Amendments have also been agreed to the terms of the strategic alliance agreement to provide for improved sharing of best practice and technical expertise, and a more precise methodology for the existing mutual pre-emptive rights over the groups' respective beverage operations in Africa, excluding SA and Namibia.
The existing strategic alliance agreement, pursuant to which SABMiller has a 20% shareholding in Castel's other African beverage interests and Castel has a 38% shareholding in SABMiller's principal African holding company, is otherwise unchanged.
Commenting on the changes, Graham Mackay, Chief Executive of SABMiller said: "Our relationship with the Castel Group has gone from strength to strength over the decade that the strategic alliance has been in place.
"We believe that these operational changes will benefit our local businesses, our minority partners, and our customers and consumers in both Angola and Nigeria, and demonstrate both groups' long-term commitment to the alliance."
Pierre Castel, Executive Chairman of the Castel Group, said after ten years of alliance, it was deemed appropriate to review and upgrade the partnership with a stronger focus on synergies.
SABMiller's portfolio of brands includes Pilsner Urquell, Peroni Nastro Azzurro, Miller Genuine Draft, and Grolsch, as well as leading local brands such as Aguila, Castle, Miller Lite, Snow, Tyskie and Victoria Bitter.
SABMiller and Castel are two of the leading brewers in Africa with strong and complementary market positions on the continent.
SABMiller operates in 15 countries in Africa - Botswana, Comores, Ethiopia, Ghana, Kenya, Lesotho, Malawi, Mayotte, Mozambique, Nigeria, South Sudan, Swaziland, Tanzania, Uganda and Zambia.

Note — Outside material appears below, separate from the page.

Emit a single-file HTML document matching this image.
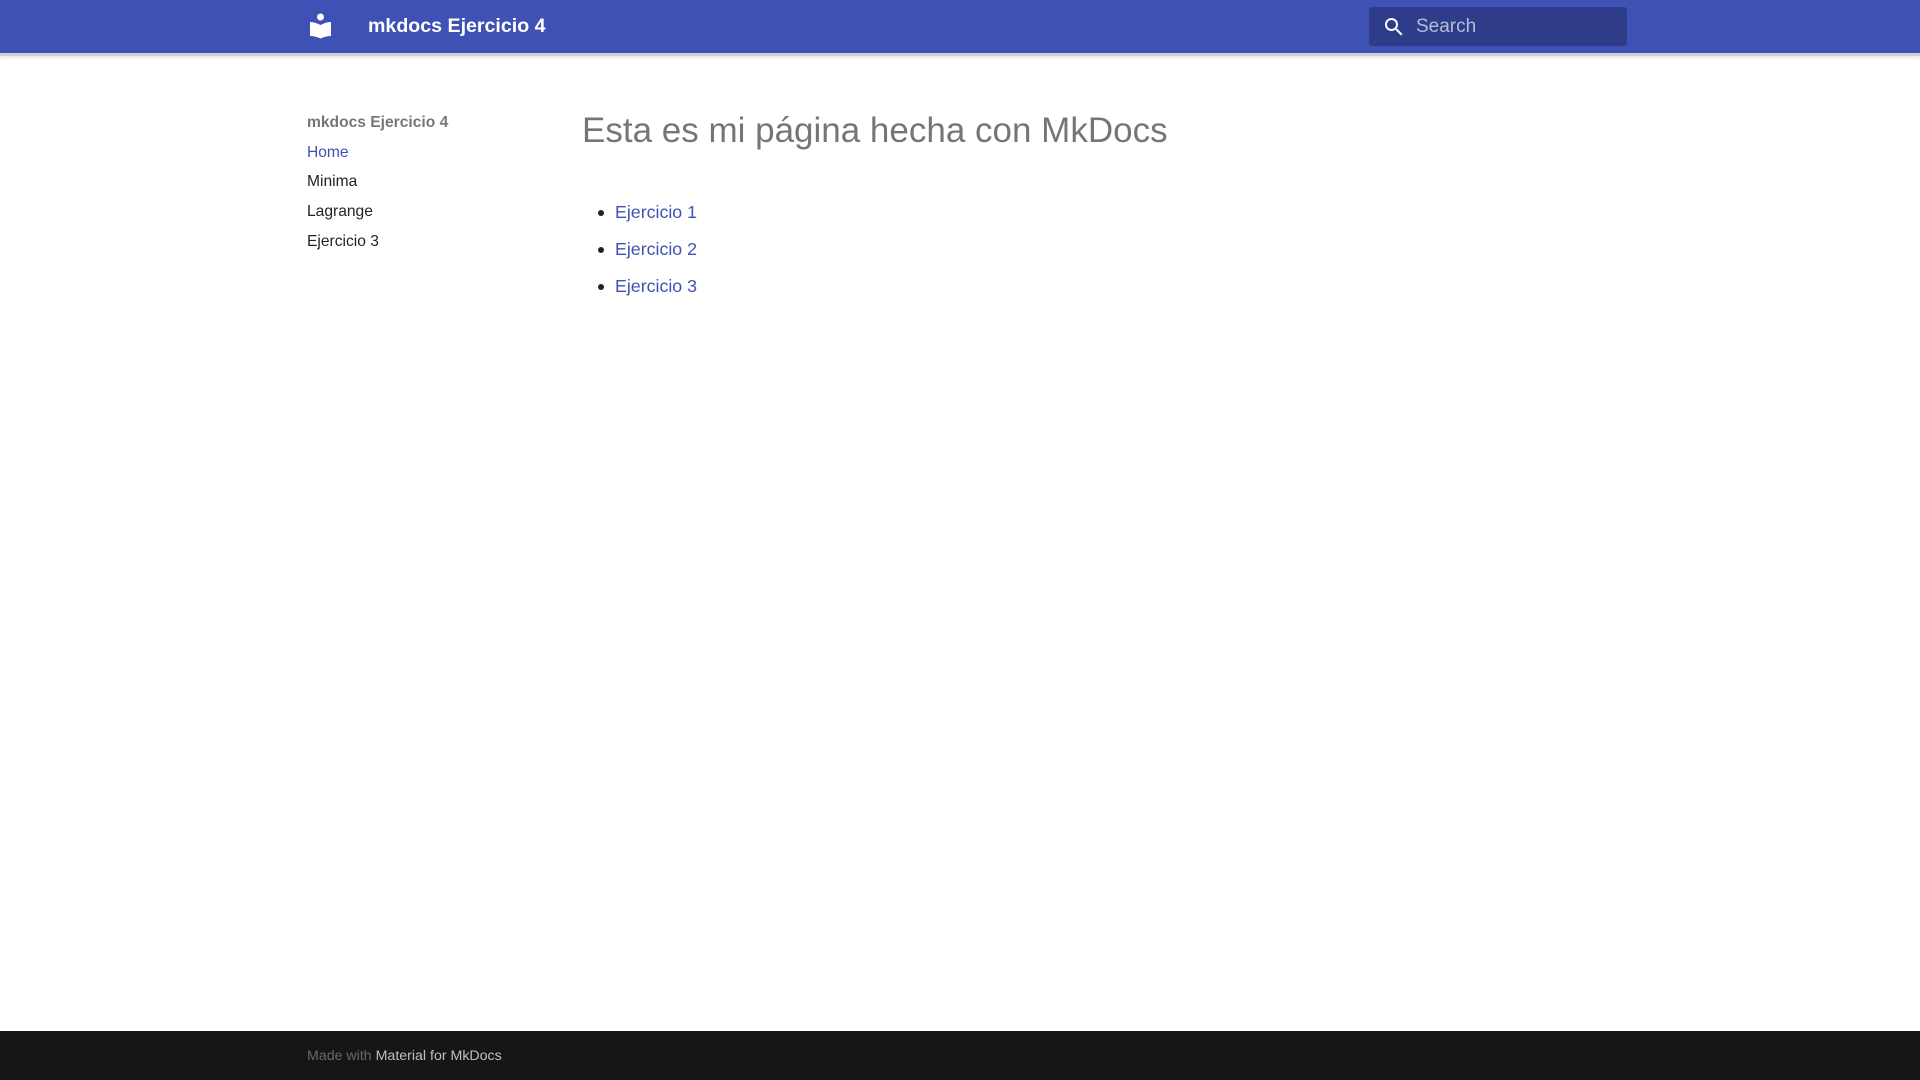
<!DOCTYPE html>
<html><head><meta charset="utf-8"><style>
*{margin:0;padding:0;box-sizing:border-box}
body{width:1920px;height:1080px;position:relative;font-family:"Liberation Sans",Arial,sans-serif;background:#fff;overflow:hidden}
.hdr{position:absolute;left:0;top:0;width:1920px;height:53px;background:#3f51b5;box-shadow:0 3px 0 #d0d0d0,0 5px 3px rgba(0,0,0,.1)}
.title{position:absolute;left:368px;top:15px;color:#fff;font-weight:bold;font-size:19.6px}
.search{position:absolute;left:1369px;top:7px;width:258px;height:39px;background:#2f3c89;border-radius:3px}
.search span{position:absolute;left:47px;top:9px;color:rgba(255,255,255,.65);font-size:19px}
.nav{position:absolute;left:307px;font-size:15.6px;color:rgba(0,0,0,.87)}
.h1{position:absolute;left:582px;top:111px;font-size:35px;color:rgba(0,0,0,.54)}
.li{position:absolute;left:615px;font-size:17.8px;color:#3f51b5}
.dot{position:absolute;left:598px;width:6px;height:6px;border-radius:50%;background:#222}
.ftr{position:absolute;left:0;top:1031px;width:1920px;height:49px;background:#161616}
.ftr div{position:absolute;left:307px;top:17px;font-size:14.2px;color:rgba(255,255,255,.35)}
.ftr b{font-weight:normal;color:rgba(255,255,255,.72)}
</style></head><body>
<div class="hdr">
<svg style="position:absolute;left:308px;top:13px" width="25" height="26" viewBox="0 0 25 26"><circle cx="12.5" cy="4" r="3.5" fill="#fff"/><path d="M2 9 Q7 9 12.5 12 Q18 9 23 9 V23 Q18 23 12.5 25.5 Q7 23 2 23 Z" fill="#fff"/></svg>
<div class="title">mkdocs Ejercicio 4</div>
<div class="search"><svg style="position:absolute;left:13px;top:8px" width="24" height="24" viewBox="0 0 24 24"><path fill="#fff" d="M9.5 3A6.5 6.5 0 0 1 16 9.5c0 1.610-.59 3.09-1.56 4.23l.27.27h.79l5 5-1.5 1.5-5-5v-.79l-.27-.27A6.516 6.516 0 0 1 9.5 16 6.5 6.5 0 0 1 3 9.5 6.5 6.5 0 0 1 9.5 3m0 2C7 5 5 7 5 9.5S7 14 9.5 14 14 12 14 9.5 12 5 9.5 5z"/></svg><span>Search</span></div>
</div>
<div class="nav" style="top:114px;font-weight:bold;color:rgba(0,0,0,.54)">mkdocs Ejercicio 4</div>
<div class="nav" style="top:144px;color:#3f51b5">Home</div>
<div class="nav" style="top:173px">Minima</div>
<div class="nav" style="top:203px">Lagrange</div>
<div class="nav" style="top:233px">Ejercicio 3</div>
<div class="h1">Esta es mi página hecha con MkDocs</div>
<div class="dot" style="top:210px"></div><div class="li" style="top:202px">Ejercicio 1</div>
<div class="dot" style="top:247px"></div><div class="li" style="top:239px">Ejercicio 2</div>
<div class="dot" style="top:284px"></div><div class="li" style="top:276px">Ejercicio 3</div>
<div class="ftr"><div>Made with <b>Material for MkDocs</b></div></div>
</body></html>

The Castel Group has beer, carbonated soft drink and mineral water interests, primarily in west and central Africa, and the Indian Ocean.
Its operations cover Algeria, Angola, Benin, Burkina Faso, Cameroon, Central African Republic, Chad, Cote d'Ivoire, Democratic Republic of Congo, Equatorial Guinea, Ethiopia, Gabon, Gambia, Guinea, Madagascar, Mali, Mauritius, Morocco, Niger, Senegal, Togo and Tunisia.
As at end December 2010 the value of the gross assets of Castel's Nigerian businesses was US$75 million and at end September 2011 the value of the gross assets of SABMiller's Angolan businesses was US$918 million.
As a result of the changes, the groups will share at the strategic alliance level, the aggregate profits and cash flows of their operations in Nigeria and Angola based primarily on the relative contributions of their businesses in each country.
In Nigeria the businesses are of approximately equal size. In Angola, the Castel business is approximately three times as large as SABMiller's operations.
Accordingly, the transaction is expected to have an immaterial impact on SABMiller's pro forma earnings per share, the company said.
At 12:10 on the JSE, SABMiller's share price was up R1.54 to R295.38, while in London it was up 12.5 pence to 2,345.0 pence.